This article was written by Albert J. Dytch, MFT and you can find the original posted here on his site.
Myth #1: “I get angry. That’s just the way I am.”
Reality: First of all, feeling angry and acting angry are not the same thing, although one typically leads to the other. Second, angry outbursts—and, to a great extent, angry thoughts and feelings—are responses you learned. You can learn new ones.
Myth #2: “Certain people and situations push my buttons. Whether or not I get angry isn’t entirely up to me.”
Reality: Anger is a choice. You make yourself feel angry by the interpretation you place on events and behavior. Think about it: not everyone gets mad about the same things you do.
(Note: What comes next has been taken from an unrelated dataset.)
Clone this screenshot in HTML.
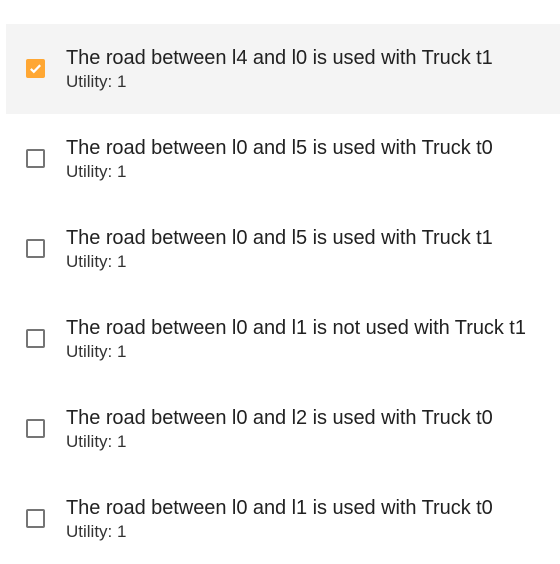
<!DOCTYPE html>
<html><head><style>
body{margin:0;width:560px;height:564px;background:#fff;font-family:"Liberation Sans",sans-serif;overflow:hidden}
.row{position:absolute;left:6px;width:554px;height:90px}
.hl{background:#f4f4f4}
.cb{position:absolute;left:20px;top:35px;width:15px;height:15px;border:2.5px solid #757575;border-radius:2px}
.cb.on{background:#ffa733;border-color:#ffa733}
.t{position:absolute;left:60px;top:23px;font-size:20px;color:#212121;white-space:nowrap;letter-spacing:-0.05px}
.s{position:absolute;left:60px;top:48px;font-size:17px;color:#333;white-space:nowrap}
</style></head><body>
<div class="row hl" style="top:24px"><div class="cb on"><svg width="15" height="15" viewBox="0 0 16 16"><path d="M3 8.5l3.2 3L13 4.5" stroke="#fff" stroke-width="2.4" fill="none"/></svg></div><div class="t">The road between l4 and l0 is used with Truck t1</div><div class="s">Utility: 1</div></div>
<div class="row" style="top:114px"><div class="cb"></div><div class="t">The road between l0 and l5 is used with Truck t0</div><div class="s">Utility: 1</div></div>
<div class="row" style="top:204px"><div class="cb"></div><div class="t">The road between l0 and l5 is used with Truck t1</div><div class="s">Utility: 1</div></div>
<div class="row" style="top:294px"><div class="cb"></div><div class="t">The road between l0 and l1 is not used with Truck t1</div><div class="s">Utility: 1</div></div>
<div class="row" style="top:384px"><div class="cb"></div><div class="t">The road between l0 and l2 is used with Truck t0</div><div class="s">Utility: 1</div></div>
<div class="row" style="top:474px"><div class="cb"></div><div class="t">The road between l0 and l1 is used with Truck t0</div><div class="s">Utility: 1</div></div>
</body></html>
There are other problems with this myth. Placing blame outside yourself keeps you from taking responsibility for your feelings and actions. It also puts your peace of mind at the mercy of circumstances rather than within your own grasp.
Myth #3: “When I feel angry, I have to get it off my chest. Then I feel better.”
Reality: Perhaps more than any other myth, this one demonstrates that anger is a bad habit. If a practicing alcoholic says he feels better after a few drinks, would you believe that drinking is good for him? Subjectively, you may feel better after you blow up. But:
- Getting angry is bad for your physical health. Your blood pressure and heart rate increase, which can lead to hypertension and heart disease.
- Blowing up when you feel angry makes it easier to blow up next time. You build a neurological pathway that makes it harder to stay calm. Exercising, relaxing, and talking things out are better alternatives.
- You may experience temporary relief, but the people around you will probably feel worse. They may come to fear you, dislike you, distrust you, and avoid you.
Instead of losing your temper, find out what feelings are beneath the anger—for example, you might be feeling frustrated, hurt, afraid, disappointed, embarrassed, or helpless. Those are the feelings you really need to express.
Myth #4: “Anger is the best way I know to get others to do what I want. If I learn to control my temper, people will walk all over me.”
Reality: Anger frequently does get results in the short term. That’s why it’s such an easy habit to develop.
But in the long run, it pushes people away. Rather than respond to your requests because they like and respect you, the people you intimidate will do what you demand because they fear you. And, over time, you’ll probably need to act even angrier to get the same results.
Myth #5: “So the solution is never to get angry.”
Reality: Not true. Everyone experiences angry feelings, and everyone needs to cope with them effectively. If anger causes problems in your life, you need better tools to manage it.